- [Data section]:
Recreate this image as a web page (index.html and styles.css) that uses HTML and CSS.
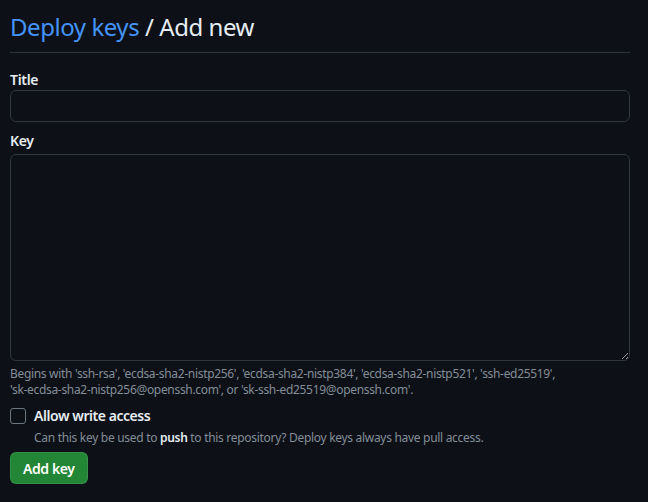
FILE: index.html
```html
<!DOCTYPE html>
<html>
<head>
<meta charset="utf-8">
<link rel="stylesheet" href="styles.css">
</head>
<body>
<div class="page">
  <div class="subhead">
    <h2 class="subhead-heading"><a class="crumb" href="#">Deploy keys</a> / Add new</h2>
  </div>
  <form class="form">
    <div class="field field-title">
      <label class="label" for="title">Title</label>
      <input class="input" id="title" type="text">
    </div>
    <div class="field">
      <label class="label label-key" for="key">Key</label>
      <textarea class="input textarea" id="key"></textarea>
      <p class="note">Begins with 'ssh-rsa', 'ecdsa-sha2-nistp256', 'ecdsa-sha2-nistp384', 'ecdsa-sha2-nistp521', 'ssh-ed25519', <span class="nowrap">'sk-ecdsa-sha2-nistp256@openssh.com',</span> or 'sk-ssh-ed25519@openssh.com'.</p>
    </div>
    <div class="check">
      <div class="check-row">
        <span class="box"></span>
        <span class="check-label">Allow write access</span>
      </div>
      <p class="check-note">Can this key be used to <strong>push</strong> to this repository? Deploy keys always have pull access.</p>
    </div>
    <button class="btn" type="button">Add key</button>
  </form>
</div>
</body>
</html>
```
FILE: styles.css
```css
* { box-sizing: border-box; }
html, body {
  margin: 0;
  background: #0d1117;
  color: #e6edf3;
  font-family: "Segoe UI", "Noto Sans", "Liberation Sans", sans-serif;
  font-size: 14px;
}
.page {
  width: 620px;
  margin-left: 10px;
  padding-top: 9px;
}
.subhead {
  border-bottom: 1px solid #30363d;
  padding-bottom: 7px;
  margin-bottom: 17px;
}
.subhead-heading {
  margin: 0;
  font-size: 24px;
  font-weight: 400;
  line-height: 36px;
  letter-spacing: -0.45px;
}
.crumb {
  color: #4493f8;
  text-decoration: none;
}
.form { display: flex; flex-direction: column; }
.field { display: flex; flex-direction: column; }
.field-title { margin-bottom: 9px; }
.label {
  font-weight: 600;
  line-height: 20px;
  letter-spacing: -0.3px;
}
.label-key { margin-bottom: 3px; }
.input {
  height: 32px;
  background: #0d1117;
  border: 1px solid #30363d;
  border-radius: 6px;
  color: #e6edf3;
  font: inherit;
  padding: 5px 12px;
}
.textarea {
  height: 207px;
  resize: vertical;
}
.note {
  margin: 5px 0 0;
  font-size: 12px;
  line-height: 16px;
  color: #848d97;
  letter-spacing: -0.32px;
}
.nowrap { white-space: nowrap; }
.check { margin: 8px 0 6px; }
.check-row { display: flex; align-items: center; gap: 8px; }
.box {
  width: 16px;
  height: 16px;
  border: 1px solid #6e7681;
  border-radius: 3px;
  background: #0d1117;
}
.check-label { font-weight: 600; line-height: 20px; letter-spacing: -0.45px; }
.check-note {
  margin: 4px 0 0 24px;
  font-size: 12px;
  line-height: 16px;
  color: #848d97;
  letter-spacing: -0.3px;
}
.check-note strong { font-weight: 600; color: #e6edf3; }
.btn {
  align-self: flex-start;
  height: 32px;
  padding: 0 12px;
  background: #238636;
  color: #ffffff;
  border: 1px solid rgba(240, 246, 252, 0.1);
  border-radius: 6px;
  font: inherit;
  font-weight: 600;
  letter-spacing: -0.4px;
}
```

- [Task instructions]: Reproduce the full material exactly, excluding the pictures.

- [Full response]:
Recreate this image as a web page (index.html and styles.css) that uses HTML and CSS.
FILE: index.html
```html
<!DOCTYPE html>
<html>
<head>
<meta charset="utf-8">
<link rel="stylesheet" href="styles.css">
</head>
<body>
<div class="page">
  <div class="subhead">
    <h2 class="subhead-heading"><a class="crumb" href="#">Deploy keys</a> / Add new</h2>
  </div>
  <form class="form">
    <div class="field field-title">
      <label class="label" for="title">Title</label>
      <input class="input" id="title" type="text">
    </div>
    <div class="field">
      <label class="label label-key" for="key">Key</label>
      <textarea class="input textarea" id="key"></textarea>
      <p class="note">Begins with 'ssh-rsa', 'ecdsa-sha2-nistp256', 'ecdsa-sha2-nistp384', 'ecdsa-sha2-nistp521', 'ssh-ed25519', <span class="nowrap">'sk-ecdsa-sha2-nistp256@openssh.com',</span> or 'sk-ssh-ed25519@openssh.com'.</p>
    </div>
    <div class="check">
      <div class="check-row">
        <span class="box"></span>
        <span class="check-label">Allow write access</span>
      </div>
      <p class="check-note">Can this key be used to <strong>push</strong> to this repository? Deploy keys always have pull access.</p>
    </div>
    <button class="btn" type="button">Add key</button>
  </form>
</div>
</body>
</html>
```
FILE: styles.css
```css
* { box-sizing: border-box; }
html, body {
  margin: 0;
  background: #0d1117;
  color: #e6edf3;
  font-family: "Segoe UI", "Noto Sans", "Liberation Sans", sans-serif;
  font-size: 14px;
}
.page {
  width: 620px;
  margin-left: 10px;
  padding-top: 9px;
}
.subhead {
  border-bottom: 1px solid #30363d;
  padding-bottom: 7px;
  margin-bottom: 17px;
}
.subhead-heading {
  margin: 0;
  font-size: 24px;
  font-weight: 400;
  line-height: 36px;
  letter-spacing: -0.45px;
}
.crumb {
  color: #4493f8;
  text-decoration: none;
}
.form { display: flex; flex-direction: column; }
.field { display: flex; flex-direction: column; }
.field-title { margin-bottom: 9px; }
.label {
  font-weight: 600;
  line-height: 20px;
  letter-spacing: -0.3px;
}
.label-key { margin-bottom: 3px; }
.input {
  height: 32px;
  background: #0d1117;
  border: 1px solid #30363d;
  border-radius: 6px;
  color: #e6edf3;
  font: inherit;
  padding: 5px 12px;
}
.textarea {
  height: 207px;
  resize: vertical;
}
.note {
  margin: 5px 0 0;
  font-size: 12px;
  line-height: 16px;
  color: #848d97;
  letter-spacing: -0.32px;
}
.nowrap { white-space: nowrap; }
.check { margin: 8px 0 6px; }
.check-row { display: flex; align-items: center; gap: 8px; }
.box {
  width: 16px;
  height: 16px;
  border: 1px solid #6e7681;
  border-radius: 3px;
  background: #0d1117;
}
.check-label { font-weight: 600; line-height: 20px; letter-spacing: -0.45px; }
.check-note {
  margin: 4px 0 0 24px;
  font-size: 12px;
  line-height: 16px;
  color: #848d97;
  letter-spacing: -0.3px;
}
.check-note strong { font-weight: 600; color: #e6edf3; }
.btn {
  align-self: flex-start;
  height: 32px;
  padding: 0 12px;
  background: #238636;
  color: #ffffff;
  border: 1px solid rgba(240, 246, 252, 0.1);
  border-radius: 6px;
  font: inherit;
  font-weight: 600;
  letter-spacing: -0.4px;
}
```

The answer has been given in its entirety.